Dr. Fernando Valle and Gionet L. Cooper

Teachers and principals across the country are continuously called to improve and

transform underperforming secondary schools. Today, accountability requirements for

ALL

students place teacher effectiveness and the improvement of student learning in the educational

spotlight. To improve schools, the examination of teacher and principal disposition toward the

diversity in public schools is part of the import work to meet the diversified set of challenges

faced by secondary campuses. School leaders and teacher alike must embrace their school

context and the demographic as strengths to succeed in today’s public school accountability

climate. Effective transformational school leaders enact the principles of transformational

leadership across and within schools to begin the transformative process of improving student

achievement. This explanatory, sequential mixed method study focuses on principals and

teachers perceptions of these transformational practices in diverse and non-diverse secondary

schools.

Purpose of the Study

Leadership studies support a belief that one of the primary goals of twenty-first century

public school leaders is to lead schools with the purpose of sustained and substantive

improvement (Eaker, 2008; Green, 2010; & Spillane, 2006). The impetus for this study was to

delve deeper into the transformational leadership style and practice of secondary school

principals in diverse and non-diverse secondary campuses. Principals and teachers participating

in this study were given the opportunity to report the frequencies of transformational leadership

characteristics being practiced by their administration through the Leadership Behavior

Inventory (Kent, 2007). For the purpose of this study, a school population consisting of a

proportion or combination of less than 40% of African American, Hispanic, and Asian students

within a school campus was defined as non-diverse.
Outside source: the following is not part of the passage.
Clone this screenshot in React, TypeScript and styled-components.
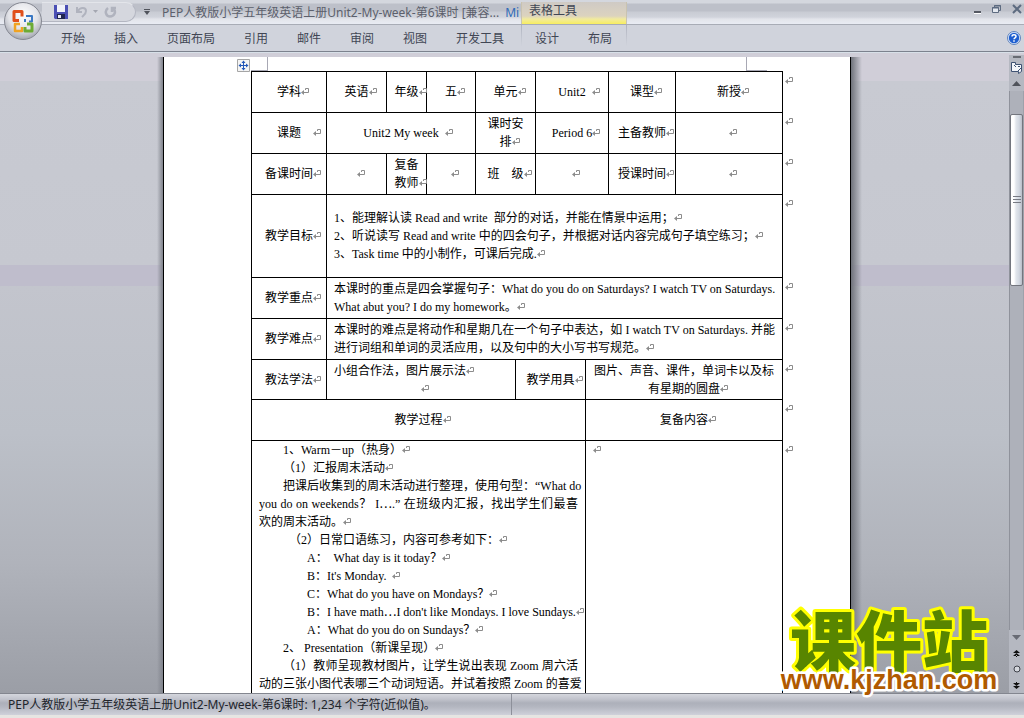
import React from "react";
import styled, { createGlobalStyle } from "styled-components";

const GlobalStyle = createGlobalStyle`
  * { box-sizing: border-box; }
  body { margin: 0; background: #d0ced8; }
  button { font: inherit; color: inherit; border: 0; padding: 0; background: none; }
`;

const Window = styled.div`
  position: relative;
  display: flex;
  flex-direction: column;
  height: 100vh;
  min-height: 300px;
  overflow: hidden;
  font: 12px/18px "Noto Sans", "Noto Sans CJK SC", sans-serif;
  color: #414654;
`;

const TitleBar = styled.header`
  display: grid;
  grid-template-columns: 162px 359px 106px 1fr;
  height: 24px;
  flex: none;
  background: linear-gradient(#d4d7de 0 3px, #bdc0c9 4px 11px, #c9ccd4 12px, #d0d3db 17px, #e2e4ea 19px, #e9ecf4 24px);
`;

const QuickAccess = styled.div`
  display: flex;
  align-items: center;
  padding-left: 42px;
  gap: 8px;
`;

const QuickPill = styled.div`
  display: flex;
  align-items: center;
  gap: 6px;
  width: 94px;
  height: 20px;
  padding-left: 12px;
  border: 1px solid #b3b6c1;
  border-top-color: #e3e5ea;
  border-left: 0;
  border-radius: 0 10px 10px 0;
  background: #d5d7de;
`;

const IconButton = styled.button`
  display: flex;
  align-items: center;
  justify-content: center;
`;

const Title = styled.div`
  display: flex;
  gap: 6px;
  overflow: hidden;
  white-space: nowrap;
  line-height: 26px;
  color: #5c606c;
`;

const AppName = styled.span`
  color: #2f6ab8;
`;

const ContextTitle = styled.div`
  margin-top: 2px;
  padding-left: 7px;
  line-height: 18px;
  border: 1px solid #c9c3b0;
  border-width: 0 1px;
  background: linear-gradient(#cfcac5, #dcd3bf 14px, #f1ea9f 17px, #f8ee60 22px);
`;

const WindowControls = styled.div`
  display: flex;
  justify-content: flex-end;
  gap: 10px;
  padding: 2px 2px 8px;
`;

const RibbonTabs = styled.nav`
  display: grid;
  grid-template-columns: 521px 106px 1fr;
  height: 28px;
  flex: none;
  border-top: 1px solid #a8acb6;
  border-bottom: 1px solid #7c828e;
  background: #d0d3dc;
`;

const TabGroup = styled.div<{ $context?: boolean }>`
  display: flex;
  gap: 29px;
  padding-top: 2px;
  padding-left: ${(p) => (p.$context ? 13 : 61)}px;
  border: 0 solid;
  border-width: ${(p) => (p.$context ? "0 1px" : "0")};
  border-image: linear-gradient(#aeb2be, #d0d3dc 80%) 1;
`;

const HelpSlot = styled.div`
  display: flex;
  justify-content: flex-end;
  padding-right: 3px;
`;

const OfficeButton = styled.button`
  position: absolute;
  left: 3px;
  top: 1px;
  width: 40px;
  height: 40px;
`;

const Workspace = styled.main`
  display: flex;
  flex: 1;
  min-height: 0;
  padding-top: 4px;
  border-top: 1px solid #d8e0e8;
  background: linear-gradient(
    #d0ced8 0 28px, #c8cad2 28px, #c6c8d0 212px, #bfbdcc 212px 233px,
    #c3c5cd 233px, #bcc0c8 380px, #b0b3bb 510px, #9b9ea6 640px
  );
`;

const Canvas = styled.div`
  display: flex;
  flex: 1;
  min-width: 0;
  justify-content: center;
  padding-left: 5px;
  overflow: hidden;
`;

const Shade = styled.div<{ $right?: boolean }>`
  width: 11px;
  background: ${(p) =>
    p.$right
      ? "linear-gradient(90deg, #6f727a, #6f727a00)"
      : "linear-gradient(270deg, #80838c, #80838c00 6px)"};
`;

const Page = styled.article`
  width: 688px;
  flex: none;
  padding: 0 0 0 87px;
  border: 1px solid #000;
  border-width: 0 1px;
  background: #fff;
  color: #000;
  font-family: "Liberation Serif", "Noto Sans CJK SC", serif;
`;

const MarginRow = styled.div`
  position: relative;
  display: flex;
  justify-content: space-between;
  width: 516px;
  height: 14px;
`;

const Corner = styled.i<{ $right?: boolean }>`
  width: ${(p) => (p.$right ? 21 : 17)}px;
  border: 1px solid #a8a8b4;
  border-width: ${(p) => (p.$right ? "0 0 1px 1px" : "0 1px 1px 0")};
`;

const MoveHandle = styled.button`
  position: absolute;
  left: -14px;
  top: 2px;
  width: 13px;
  height: 13px;
`;

const PlanTable = styled.table`
  width: 545px;
  table-layout: fixed;
  border-collapse: collapse;
`;

const Row = styled.tr<{ $h: number }>`
  height: ${(p) => p.$h}px;
`;

const Cell = styled.td<{ $text?: boolean; $top?: boolean }>`
  padding: 0 ${(p) => (p.$text ? 7 : 0)}px;
  border: 1px solid #000;
  text-align: ${(p) => (p.$text ? "left" : "center")};
  vertical-align: ${(p) => (p.$top ? "top" : "middle")};
  white-space: pre;
`;

const EndCell = styled.td`
  padding: 0 0 0 2px;
  vertical-align: top;
`;

const Line = styled.div<{ $indent?: number; $justify?: boolean; $center?: boolean }>`
  padding-left: ${(p) => p.$indent || 0}px;
  height: 18px;
  white-space: ${(p) => (p.$justify ? "nowrap" : "pre")};
  text-align: ${(p) => (p.$center ? "center" : "left")};
  text-align-last: ${(p) => (p.$justify ? "justify" : "auto")};
`;

const Han = styled.span`
  font-family: "Noto Sans CJK SC", sans-serif;
  line-height: 1;
`;

const MarkSvg = styled.svg<{ $gap: number }>`
  display: inline-block;
  width: 8px;
  height: 8px;
  margin-left: ${(p) => p.$gap}px;
  margin-right: ${(p) => -8 - p.$gap}px;
`;

const Mark = ({ gap = 0 }: { gap?: number }) => (
  <MarkSvg $gap={gap} viewBox="0 0 8 8" aria-hidden="true">
    <path d="M4.500 2V.5h3v4H2" fill="none" stroke="#8c8c8c" />
    <path d="M0 4.500L3 2v5z" fill="#8c8c8c" />
  </MarkSvg>
);

const ScrollColumn = styled.aside`
  display: flex;
  flex-direction: column;
  width: 15px;
  flex: none;
  margin-top: -2px;
`;

const ScrollButton = styled(IconButton)<{ $h: number }>`
  height: ${(p) => p.$h}px;
  flex: none;
  background: #b5b8c1;
`;

const Track = styled.div`
  flex: 1;
  min-height: 0;
  padding-top: 23px;
  border-left: 1px solid #8f929b;
  border-right: 1px solid #9ea1aa;
  background: #aeb1ba;
`;

const Thumb = styled.div`
  display: flex;
  align-items: center;
  justify-content: center;
  height: 172px;
  border: 1px solid #73767e;
  border-radius: 2px;
  background: linear-gradient(90deg, #fff 0 3px, #e2e6ec 5px, #d3d9e2 8px, #b9bec8);
`;

const StatusBar = styled.footer`
  display: grid;
  grid-template-columns: 512px 1fr;
  height: 25px;
  flex: none;
  border-top: 1px solid #83868f;
  border-bottom: 3px solid #e6e5e2;
  background: linear-gradient(#d4d6dd, #c2c4cd 5px, #adb0ba 9px, #b4b7c1 13px, #cfd1da 21px);
  color: #22252c;
`;

const StatusText = styled.div`
  padding-left: 8px;
  line-height: 21px;
  border-right: 1px solid #8d909a;
  white-space: nowrap;
`;

const Watermark = styled.svg`
  position: absolute;
  right: 14px;
  bottom: 18px;
  width: 240px;
  height: 90px;
  overflow: visible;
`;

const mainTabs = ["开始", "插入", "页面布局", "引用", "邮件", "审阅", "视图", "开发工具"];
const columns = [75, 60, 40, 49, 40, 20, 50, 23, 67, 107, 14];

const End = () => (
  <EndCell>
    <Mark />
  </EndCell>
);

export default function App() {
  return (
    <>
      <GlobalStyle />
      <Window>
        <TitleBar>
          <QuickAccess>
            <QuickPill>
              <IconButton aria-label="保存">
                <svg width="14" height="14" viewBox="0 0 14 14">
                  <path d="M0 0h14v14H1L0 13z" fill="#4a4fb4" />
                  <path d="M3 0h8v7H3z" fill="#f1f3fa" />
                  <path d="M3 9h8v5H3z" fill="#20264f" />
                  <path d="M4 10h3v3H4z" fill="#e8eaf5" />
                </svg>
              </IconButton>
              <IconButton aria-label="撤消">
                <svg width="24" height="12" viewBox="0 0 24 12" fill="none" stroke="#b0b3be" strokeWidth="2">
                  <path d="M3 1v5h5M4 5c2-4 8-4 8 0 0 3-2 4-4 6" />
                  <path d="M19 4h5l-2.500 3z" fill="#a4a7b1" stroke="none" />
                </svg>
              </IconButton>
              <IconButton aria-label="恢复">
                <svg width="14" height="12" viewBox="0 0 14 12" fill="none" stroke="#b0b3be" strokeWidth="2.500">
                  <path d="M4 2C0 5 2 10.500 6 10.500s7-4.500 3-8M8 6V2h4" />
                </svg>
              </IconButton>
            </QuickPill>
            <IconButton aria-label="自定义快速访问工具栏">
              <svg width="6" height="6" viewBox="0 0 6 6" fill="#50535c">
                <path d="M0 0h6v1H0zM0 2h6L3 6z" />
              </svg>
            </IconButton>
          </QuickAccess>
          <Title>
            <span>PEP人教版小学五年级英语上册Unit2-My-week-第6课时 [兼容...</span>
            <AppName>Mi</AppName>
          </Title>
          <ContextTitle>表格工具</ContextTitle>
          <WindowControls>
            <IconButton aria-label="最小化">
              <svg width="9" height="12" viewBox="0 0 9 12">
                <path d="M1 8h7v2H1z" fill="#555963" />
                <path d="M1 10h7v1H1z" fill="#fff" />
              </svg>
            </IconButton>
            <IconButton aria-label="还原">
              <svg width="10" height="12" viewBox="0 0 10 12" fill="none" stroke="#5d6b80">
                <path d="M2.500 4V2.500h6v5H7" />
                <path d="M.5 4.500h6v5h-6z" fill="#e4e8ef" />
                <path d="M0 5h7M2 3h7" />
              </svg>
            </IconButton>
            <IconButton aria-label="关闭">
              <svg width="10" height="12" viewBox="0 0 10 12" fill="none" stroke="#5d6b80" strokeWidth="2">
                <path d="M1 2l8 8M9 2l-8 8" />
              </svg>
            </IconButton>
          </WindowControls>
        </TitleBar>

        <RibbonTabs>
          <TabGroup>
            {mainTabs.map((t) => (
              <button key={t}>{t}</button>
            ))}
          </TabGroup>
          <TabGroup $context>
            <button>设计</button>
            <button>布局</button>
          </TabGroup>
          <HelpSlot>
            <IconButton aria-label="帮助">
              <svg width="14" height="14" viewBox="0 0 14 14">
                <circle cx="7" cy="7" r="6.500" fill="#dfe9f8" stroke="#5f83bd" />
                <circle cx="7" cy="7" r="5.200" fill="#1f5fd0" />
                <path d="M5 5.500C5 3.200 9 3.200 9 5.500 9 6.800 7 6.800 7 8.200M7 9.300v1.400" fill="none" stroke="#fff" strokeWidth="1.500" />
              </svg>
            </IconButton>
          </HelpSlot>
        </RibbonTabs>

        <Workspace>
          <Canvas>
            <Shade />
            <Page>
              <MarginRow>
                <Corner />
                <Corner $right />
                <MoveHandle aria-label="移动表格">
                  <svg width="13" height="13" viewBox="0 0 13 13">
                    <path d="M.5.5h12v12H.5z" fill="#f4f4f4" stroke="#a5a5a5" />
                    <path d="M6.500 3v7M3 6.500h7" stroke="#2458b8" />
                    <path d="M6.500 1.500l2 2.500h-4zM6.500 11.500l2-2.500h-4zM1.500 6.500L4 4.500v4zM11.500 6.500L9 4.500v4z" fill="#2458b8" />
                  </svg>
                </MoveHandle>
              </MarginRow>
              <PlanTable>
                <colgroup>
                  {columns.map((w, i) => (
                    <col key={i} style={{ width: w }} />
                  ))}
                </colgroup>
                <tbody>
                  <Row $h={41}>
                    <Cell>学科<Mark /></Cell>
                    <Cell>英语<Mark /></Cell>
                    <Cell>年级<Mark /></Cell>
                    <Cell>五<Mark /></Cell>
                    <Cell colSpan={2}>单元<Mark /></Cell>
                    <Cell colSpan={2}>Unit2<Mark gap={6} /></Cell>
                    <Cell>课型<Mark /></Cell>
                    <Cell>新授<Mark /></Cell>
                    <End />
                  </Row>
                  <Row $h={41}>
                    <Cell>课题<Mark gap={12} /></Cell>
                    <Cell colSpan={3}>Unit2 My week<Mark gap={6} /></Cell>
                    <Cell colSpan={2}>课时安{"\n"}排<Mark /></Cell>
                    <Cell colSpan={2}>Period 6<Mark /></Cell>
                    <Cell>主备教师<Mark /></Cell>
                    <Cell><Mark /></Cell>
                    <End />
                  </Row>
                  <Row $h={41}>
                    <Cell>备课时间<Mark /></Cell>
                    <Cell><Mark /></Cell>
                    <Cell>复备{"\n"}教师<Mark /></Cell>
                    <Cell><Mark /></Cell>
                    <Cell colSpan={2}>班　级<Mark /></Cell>
                    <Cell colSpan={2}><Mark /></Cell>
                    <Cell>授课时间<Mark /></Cell>
                    <Cell><Mark /></Cell>
                    <End />
                  </Row>
                  <Row $h={83}>
                    <Cell>教学目标<Mark /></Cell>
                    <Cell colSpan={9} $text>
                      <Line>1、能理解认读 Read and write  部分的对话，并能在情景中运用；<Mark /></Line>
                      <Line>2、听说读写 Read and write 中的四会句子，并根据对话内容完成句子填空练习；<Mark /></Line>
                      <Line>3、Task time 中的小制作，可课后完成.<Mark /></Line>
                    </Cell>
                    <End />
                  </Row>
                  <Row $h={41}>
                    <Cell>教学重点<Mark /></Cell>
                    <Cell colSpan={9} $text>
                      <Line $justify>本课时的重点是四会掌握句子：What do you do on Saturdays? I watch TV on Saturdays.</Line>
                      <Line>What abut you? I do my homework。<Mark /></Line>
                    </Cell>
                    <End />
                  </Row>
                  <Row $h={41}>
                    <Cell>教学难点<Mark /></Cell>
                    <Cell colSpan={9} $text>
                      <Line $justify>本课时的难点是将动作和星期几在一个句子中表达，如 I watch TV on Saturdays. 并能</Line>
                      <Line>进行词组和单词的灵活应用，以及句中的大小写书写规范。<Mark /></Line>
                    </Cell>
                    <End />
                  </Row>
                  <Row $h={40}>
                    <Cell>教法学法<Mark /></Cell>
                    <Cell colSpan={4} $text>
                      <Line>小组合作法，图片展示法<Mark /></Line>
                      <Line $center><Mark /></Line>
                    </Cell>
                    <Cell colSpan={2}>教学用具<Mark /></Cell>
                    <Cell colSpan={3}>图片、声音、课件，单词卡以及标{"\n"}有星期的圆盘<Mark /></Cell>
                    <End />
                  </Row>
                  <Row $h={41}>
                    <Cell colSpan={7}>教学过程<Mark /></Cell>
                    <Cell colSpan={3}>复备内容<Mark /></Cell>
                    <End />
                  </Row>
                  <Row $h={270}>
                    <Cell colSpan={7} $text $top>
                      <Line $indent={24}>1、Warm－up（热身）<Mark /></Line>
                      <Line $indent={24}>（1）汇报周末活动<Mark /></Line>
                      <Line $indent={24} $justify>把课后收集到的周末活动进行整理，使用句型：“What do</Line>
                      <Line $justify>you do on weekends？ I<Han>…</Han>.” 在班级内汇报，找出学生们最喜</Line>
                      <Line>欢的周末活动。<Mark /></Line>
                      <Line $indent={30}>（2）日常口语练习，内容可参考如下：<Mark /></Line>
                      <Line $indent={48}>A：  What day is it today？<Mark /></Line>
                      <Line $indent={48}>B：It's Monday.  <Mark /></Line>
                      <Line $indent={48}>C：What do you have on Mondays？<Mark /></Line>
                      <Line $indent={48}>B：I have math<Han>…</Han>I don't like Mondays. I love Sundays.<Mark /></Line>
                      <Line $indent={48}>A：What do you do on Sundays？<Mark /></Line>
                      <Line $indent={24}>2、 Presentation（新课呈现）<Mark /></Line>
                      <Line $indent={24} $justify>（1）教师呈现教材图片，让学生说出表现 Zoom 周六活</Line>
                      <Line $justify>动的三张小图代表哪三个动词短语。并试着按照 Zoom 的喜爱</Line>
                    </Cell>
                    <Cell colSpan={3} $text $top>
                      <Mark />
                    </Cell>
                    <End />
                  </Row>
                </tbody>
              </PlanTable>
            </Page>
            <Shade $right />
          </Canvas>
          <ScrollColumn>
            <ScrollButton $h={4} aria-label="拆分">
              <svg width="8" height="2"><path d="M0 0h8v2H0z" fill="#686b73" /></svg>
            </ScrollButton>
            <ScrollButton $h={17} aria-label="标尺">
              <svg width="13" height="13" viewBox="0 0 13 13" fill="#f3f5f9" stroke="#3f5272">
                <path d="M1.500 1.500h4v2h6v7l-3 2v-2h-7z" />
                <path d="M4 4l2 2M8 5.500h2M8 10l3-3" />
              </svg>
            </ScrollButton>
            <ScrollButton $h={15} aria-label="向上滚动">
              <svg width="9" height="5"><path d="M0 5h9L4.500 0z" fill="#50535b" /></svg>
            </ScrollButton>
            <Track>
              <Thumb>
                <svg width="8" height="9"><path d="M0 .5h8M0 3.500h8M0 6.500h8" stroke="#787b84" /></svg>
              </Thumb>
            </Track>
            <ScrollButton $h={15} aria-label="向下滚动">
              <svg width="9" height="5"><path d="M0 0h9L4.500 5z" fill="#686b74" /></svg>
            </ScrollButton>
            <ScrollButton $h={16} aria-label="前一页">
              <svg width="7" height="7"><path d="M0 3h7L3.500 0zM0 6h7L3.500 3zM3 5h1v2H3z" fill="#111" /></svg>
            </ScrollButton>
            <ScrollButton $h={16} aria-label="选择浏览对象">
              <svg width="8" height="8"><circle cx="4" cy="4" r="3" fill="#d4d7dd" stroke="#3f424a" /></svg>
            </ScrollButton>
            <ScrollButton $h={16} aria-label="下一页">
              <svg width="7" height="7"><path d="M0 1h7L3.500 4zM0 4h7L3.500 7zM3 0h1v2H3z" fill="#111" /></svg>
            </ScrollButton>
          </ScrollColumn>
        </Workspace>

        <StatusBar>
          <StatusText>PEP人教版小学五年级英语上册Unit2-My-week-第6课时: 1,234 个字符(近似值)。</StatusText>
        </StatusBar>

        <OfficeButton aria-label="Office 按钮">
          <svg width="40" height="40" viewBox="0 0 40 40">
            <defs>
              <radialGradient id="orb" cx="50%" cy="35%" r="65%">
                <stop offset="0" stopColor="#fff" />
                <stop offset=".6" stopColor="#e2e3e8" />
                <stop offset="1" stopColor="#a3a6b0" />
              </radialGradient>
            </defs>
            <circle cx="20" cy="20" r="18.500" fill="url(#orb)" stroke="#858892" />
            <g fill="none" strokeWidth="3" strokeLinejoin="round">
              <path d="M16 19.500h-5v-9h8v5" stroke="#e0501c" />
              <path d="M23 15h6v5.500h-3M22 18v3" stroke="#3a78c4" strokeWidth="2" />
              <path d="M17 23h-5v7h7v-4" stroke="#f0a323" strokeWidth="2.500" />
              <path d="M22 26v4h7v-7h-5" stroke="#6cab35" />
            </g>
          </svg>
        </OfficeButton>

        <Watermark viewBox="0 0 240 90" aria-label="课件站 www.kjzhan.com">
          <g strokeLinejoin="round" paintOrder="stroke" textAnchor="middle" fontWeight="900">
            <text x="119" y="56" fontSize="66" fontFamily="'Noto Sans CJK SC', sans-serif" fill="#588500" stroke="#ffff00" strokeWidth="6">课件站</text>
            <text x="119" y="79" fontSize="27" fontFamily="'Liberation Sans', sans-serif" fill="#b05a00" stroke="#fff" strokeWidth="5">www.kjzhan.com</text>
          </g>
        </Watermark>
      </Window>
    </>
  );
}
Both diverse and non-diverse campuses

provided the backdrop for authentic discourse and the continued examination of current

secondary school leadership practice.

Review of the Literature

The Transformational School Leader

Secondary public schools in the twenty-first century are faced with the challenge and

opportunity to educate a more diverse student population. Current literature (Shields, 2013;

Shields & Sayani, 2005) suggests that educational leaders must embrace this cultural and

linguistic diversity as a valuable educational resource rather than as a detrimental complication.

Cooper (2009) further asserts educational leaders must strive to become cultural change agents

that equip themselves with current knowledge, support, strategies, and valor to make curriculum,

instruction, student engagement, and family partnerships culturally responsive.